In March 2020, the FASB issued ASU No. 2020-04, Reference Rate Reform (Topic 848): Facilitation of the Effects of Reference Rate Reform on Financial Reporting, which provides optional expedients and exceptions for applying GAAP to contracts, hedging relationships and other transactions affected by reference rate reform, if certain criteria are met. ASU No. 2020-04 only applies to contracts and other transactions that reference LIBOR or another reference rate expected to be discontinued due to reference rate reform. The new standard is effective for all entities as of March 12, 2020 through December 31, 2022. We are currently evaluating the impact of the new reference rate reform practical expedient will have on our consolidated financial statements.

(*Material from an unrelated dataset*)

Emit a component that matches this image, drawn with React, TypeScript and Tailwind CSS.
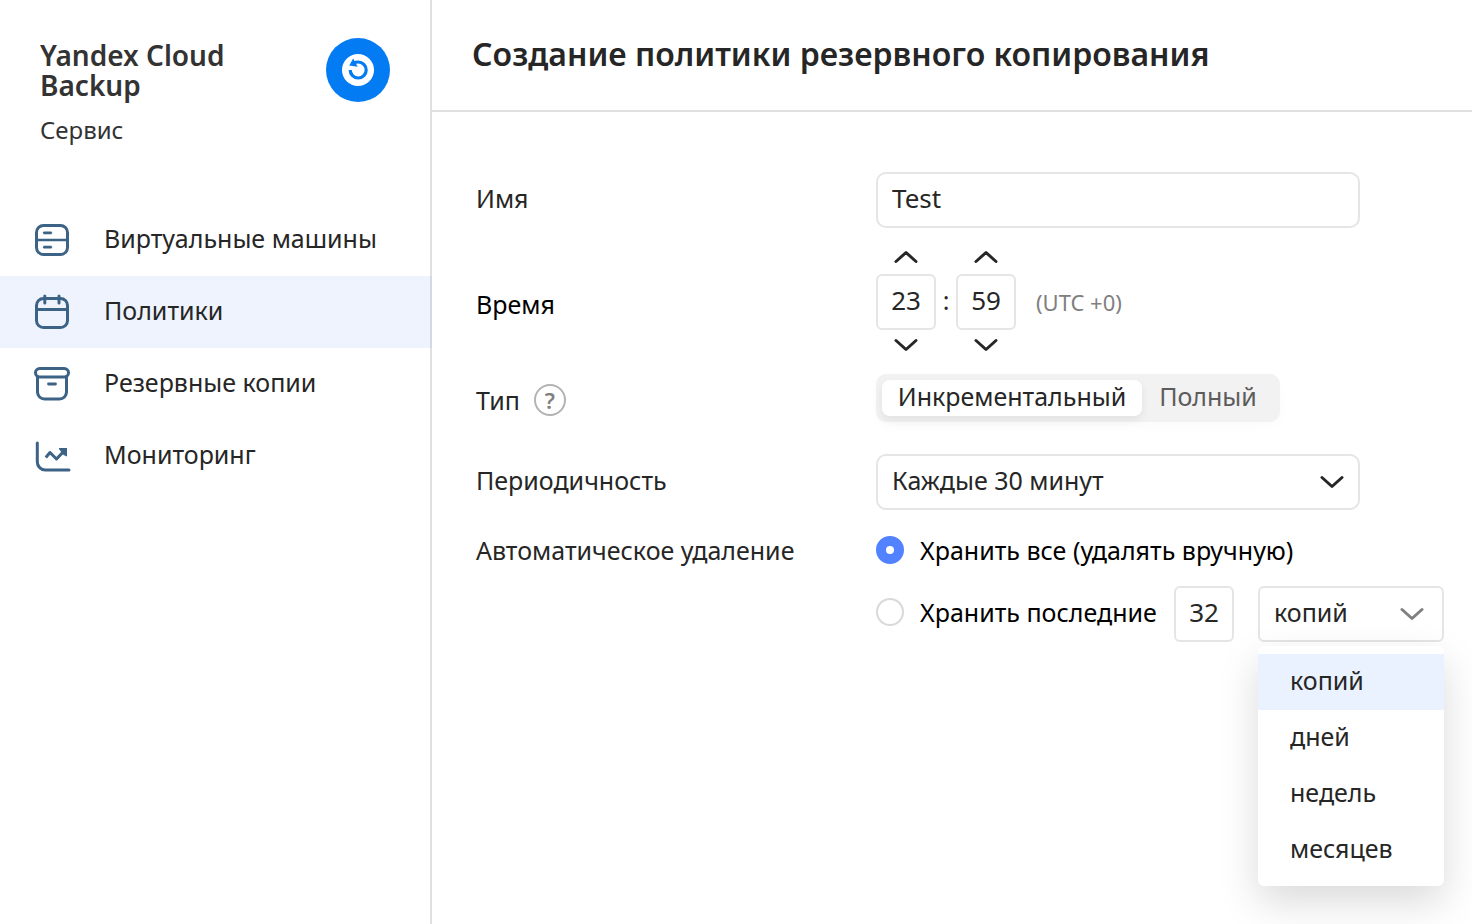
import React, { useState } from 'react';

interface IconProps {
  className?: string;
}

const ServerIcon = () => (
  <svg width="40" height="40" viewBox="0 0 40 40" fill="none" stroke="currentColor" strokeWidth="3" strokeLinecap="round">
    <rect x="4.5" y="5.5" width="31" height="29" rx="7" />
    <path d="M5 20h30" strokeWidth="2.5" />
    <path d="M11.500 12.800h8M11.500 27.200h8" strokeWidth="2.800" strokeLinecap="butt" />
    <path d="M11.500 12.800h8M11.500 27.200h8" strokeWidth="1.500" />
  </svg>
);

const CalendarIcon = () => (
  <svg width="40" height="40" viewBox="0 0 40 40" fill="none" stroke="currentColor" strokeWidth="3" strokeLinecap="round">
    <rect x="4.500" y="6.500" width="31" height="29" rx="7" />
    <path d="M5 17.500h30" />
    <path d="M12.800 4v7M27 4v7" />
  </svg>
);

const ArchiveIcon = () => (
  <svg width="40" height="40" viewBox="0 0 40 40" fill="none" stroke="currentColor" strokeWidth="3" strokeLinecap="round">
    <rect x="3.500" y="4.500" width="33" height="8.500" rx="4.200" />
    <path d="M5.500 13.500V28a7 7 0 0 0 7 7h15a7 7 0 0 0 7-7V13.500" />
    <path d="M16.500 20h7" strokeWidth="2.800" />
  </svg>
);

const ChartIcon = () => (
  <svg width="40" height="40" viewBox="0 0 40 40" fill="none" stroke="currentColor" strokeWidth="3" strokeLinecap="round">
    <path d="M5.300 7v19a8 8 0 0 0 8 8H37" />
    <path d="M13.800 21.500l4.200-5 6.500 6.500 8-8.500" strokeLinecap="butt" strokeLinejoin="round" />
    <path d="M27 12h8v8.500l-3.500-1.500-4.500-6z" fill="currentColor" stroke="none" />
  </svg>
);

const BackupLogo = () => (
  <svg className="shrink-0" width="64" height="64" viewBox="0 0 64 64" fill="none">
    <circle cx="32" cy="32" r="32" fill="#027bf3" />
    <circle cx="32" cy="32" r="16" fill="#fff" />
    <path d="M24.200 32a8 8 0 1 0 8-8c-1.500 0-3 .4-4.200 1.200" stroke="#027bf3" strokeWidth="3.200" />
    <path d="M27.200 20.500l4.500 8.300-8.500-1.400z" fill="#027bf3" />
  </svg>
);

const ChevronDown: React.FC<IconProps> = ({ className }) => (
  <svg className={className} width="24" height="14" viewBox="0 0 24 14" fill="none" stroke="currentColor" strokeWidth="3" strokeLinecap="round" strokeLinejoin="round">
    <path d="M2 2.500l10 9 10-9" />
  </svg>
);

const ChevronUp: React.FC<IconProps> = ({ className }) => (
  <svg className={className} width="24" height="14" viewBox="0 0 24 14" fill="none" stroke="currentColor" strokeWidth="3" strokeLinecap="round" strokeLinejoin="round">
    <path d="M2 11.500l10-9 10 9" />
  </svg>
);

const navItems = [
  { label: 'Виртуальные машины', icon: ServerIcon },
  { label: 'Политики', icon: CalendarIcon },
  { label: 'Резервные копии', icon: ArchiveIcon },
  { label: 'Мониторинг', icon: ChartIcon },
];

const units = ['копий', 'дней', 'недель', 'месяцев'];

interface TimeFieldProps {
  label: string;
  value: number;
  max: number;
  onChange: (value: number) => void;
}

const TimeField: React.FC<TimeFieldProps> = ({ label, value, max, onChange }) => (
  <div className="flex flex-col items-center">
    <button type="button" aria-label={`${label}: больше`} onClick={() => onChange((value + 1) % (max + 1))} className="flex h-7 w-15 items-start justify-center pt-1">
      <ChevronUp />
    </button>
    <input
      type="text"
      aria-label={label}
      value={value}
      onChange={(e) => onChange(Math.min(max, Number(e.target.value) || 0))}
      className="h-14 w-15 rounded-md border-2 border-[#e5e5e5] pb-1 text-center text-[26px]"
    />
    <button type="button" aria-label={`${label}: меньше`} onClick={() => onChange((value + max) % (max + 1))} className="flex h-7 w-15 items-end justify-center pb-1.5">
      <ChevronDown />
    </button>
  </div>
);

const Sidebar = () => (
  <aside className="w-[432px] shrink-0 border-r-2 border-[#e0e0e0]">
    <div className="flex items-start justify-between pt-[38px] pr-10 pl-10">
      <div>
        <h2 className="w-52 pt-0.5 text-[28px] leading-[30px] font-semibold text-[#333]">Yandex Cloud Backup</h2>
        <p className="mt-3.5 text-2xl leading-8 text-[#333]">Сервис</p>
      </div>
      <BackupLogo />
    </div>
    <nav className="mt-[58px]">
      {navItems.map(({ label, icon: Icon }) => (
        <a
          key={label}
          href="#"
          className={`flex h-18 items-center gap-8 pl-8 ${label === 'Политики' ? '-mr-0.5 border-r-2 border-[#d3d8e4] bg-[#eef3fe]' : ''}`}
        >
          <span className="text-[#3c6285]">
            <Icon />
          </span>
          <span className="pb-1">{label}</span>
        </a>
      ))}
    </nav>
  </aside>
);

export default function App() {
  const [name, setName] = useState('Test');
  const [hours, setHours] = useState(23);
  const [minutes, setMinutes] = useState(59);
  const [type, setType] = useState('inc');
  const [keep, setKeep] = useState('all');
  const [count, setCount] = useState('32');
  const [unit, setUnit] = useState('копий');

  const radio =
    'size-7 shrink-0 appearance-none rounded-full border-2 border-[#d9d9d9] bg-white checked:border-10 checked:border-[#5282ff]';

  return (
    <div className="flex min-h-screen bg-white font-['Noto_Sans',sans-serif] text-[25px] leading-9 text-[#262626]">
      <Sidebar />
      <main className="min-w-0 flex-1">
        <header className="flex h-28 items-center border-b-2 border-[#e0e0e0] pb-0.5 pl-10">
          <h1 className="text-[32px] leading-10 font-semibold">Создание политики резервного копирования</h1>
        </header>

        <form className="pt-15 pr-7 pl-11">
          <div className="flex items-center">
            <label htmlFor="name" className="w-100 shrink-0 pb-1">Имя</label>
            <input
              id="name"
              type="text"
              value={name}
              onChange={(e) => setName(e.target.value)}
              className="h-14 w-full max-w-[484px] rounded-[10px] border-2 border-[#e5e5e5] px-3.5 pb-1 text-[26px]"
            />
          </div>

          <div className="mt-[18px] flex items-center">
            <span className="w-100 shrink-0 pt-1 text-black">Время</span>
            <TimeField label="Часы" value={hours} max={23} onChange={setHours} />
            <span className="w-5 pb-1 text-center">:</span>
            <TimeField label="Минуты" value={minutes} max={59} onChange={setMinutes} />
            <span className="ml-5 text-[22px] text-[#808080]">(UTC +0)</span>
          </div>

          <div className="mt-4 flex items-center">
            <div className="flex w-100 shrink-0 items-center gap-3.5 pt-1">
              <span>Тип</span>
              <button
                type="button"
                aria-label="Справка"
                className="flex size-8 items-center justify-center rounded-full border-2 border-[#b3b3b3] text-[22px] leading-7 font-semibold text-[#808080]"
              >
                ?
              </button>
            </div>
            <div className="flex h-12 items-center rounded-[10px] bg-[#f2f2f2] px-1.5 shadow-[0_4px_12px_rgba(0,0,0,0.02)]">
              <button
                type="button"
                aria-pressed={type === 'inc'}
                onClick={() => setType('inc')}
                className={`h-9 w-65 rounded-lg pb-1 text-center leading-8 ${type === 'inc' ? 'bg-white shadow-[0_4px_10px_rgba(0,0,0,0.07)]' : 'text-[#5c5c5c]'}`}
              >
                Инкрементальный
              </button>
              <button
                type="button"
                aria-pressed={type === 'full'}
                onClick={() => setType('full')}
                className={`h-9 w-33 rounded-lg pb-1 text-center leading-8 ${type === 'full' ? 'bg-white shadow-[0_4px_10px_rgba(0,0,0,0.07)]' : 'text-[#5c5c5c]'}`}
              >
                Полный
              </button>
            </div>
          </div>

          <div className="mt-8 flex items-center">
            <label htmlFor="period" className="w-100 shrink-0 pb-1">Периодичность</label>
            <div className="relative w-full max-w-[484px]">
              <select id="period" className="h-14 w-full appearance-none rounded-[10px] border-2 border-[#e5e5e5] bg-white px-3.5 pb-1">
                <option>Каждые 30 минут</option>
              </select>
              <ChevronDown className="pointer-events-none absolute top-[21px] right-4" />
            </div>
          </div>

          <fieldset className="mt-5 flex items-start">
            <div className="w-100 shrink-0 pt-0.5">Автоматическое удаление</div>
            <div className="text-black">
              <label className="flex h-10 items-center gap-4">
                <input type="radio" name="keep" checked={keep === 'all'} onChange={() => setKeep('all')} className={radio} />
                <span>Хранить все (удалять вручную)</span>
              </label>
              <div className="mt-4 flex items-center">
                <label className="flex items-center gap-4 pb-1">
                  <input type="radio" name="keep" checked={keep === 'last'} onChange={() => setKeep('last')} className={radio} />
                  <span className="w-[238px] whitespace-nowrap">Хранить последние</span>
                </label>
                <input
                  type="text"
                  aria-label="Количество"
                  value={count}
                  onChange={(e) => setCount(e.target.value)}
                  className="ml-4 h-14 w-15 rounded-md border-2 border-[#e5e5e5] pb-1 text-center text-[26px] text-[#262626]"
                />
                <div className="relative ml-6 w-[186px] text-[#262626]">
                  <select
                    aria-label="Единица"
                    value={unit}
                    onChange={(e) => setUnit(e.target.value)}
                    className="h-14 w-full appearance-none rounded-md border-2 border-[#e5e5e5] bg-white px-3.5 pb-1"
                  >
                    {units.map((u) => (
                      <option key={u}>{u}</option>
                    ))}
                  </select>
                  <ChevronDown className="pointer-events-none absolute top-[21px] right-5 text-[#808080]" />
                  <ul role="listbox" className="absolute top-15 w-full rounded-md bg-white py-2 shadow-[0_16px_40px_rgba(0,0,0,0.15)]">
                    {units.map((u) => (
                      <li
                        key={u}
                        role="option"
                        aria-selected={u === unit}
                        onClick={() => setUnit(u)}
                        className={`flex h-14 cursor-pointer items-center pb-1 pl-8 ${u === unit ? 'bg-[#ebf2ff]' : ''}`}
                      >
                        {u}
                      </li>
                    ))}
                  </ul>
                </div>
              </div>
            </div>
          </fieldset>
        </form>
      </main>
    </div>
  );
}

In August 2020, the FASB issued ASU No. 2020-06, Debt – Debt with Conversion and Other Options (Subtopic 470-20) and Derivatives and Hedging – Contracts in Entity’s Own Equity (Subtopic 815–40). ASU No. 2020-06 simplifies the accounting for certain convertible instruments, amends the guidance for the derivatives scope exception for contracts in an entity’s own equity, and modifies the guidance on diluted earnings per share calculations as a result of these changes. The standard may be adopted using either a retrospective or modified retrospective method. The new standard will be effective for fiscal years beginning after December 15, 2023, and interim periods within those fiscal years. Early adoption is permitted, but no earlier than fiscal years beginning after December 15, 2020, including interim periods within those fiscal years. We do not expect the adoption of the new standard to have a material effect on our consolidated financial statements.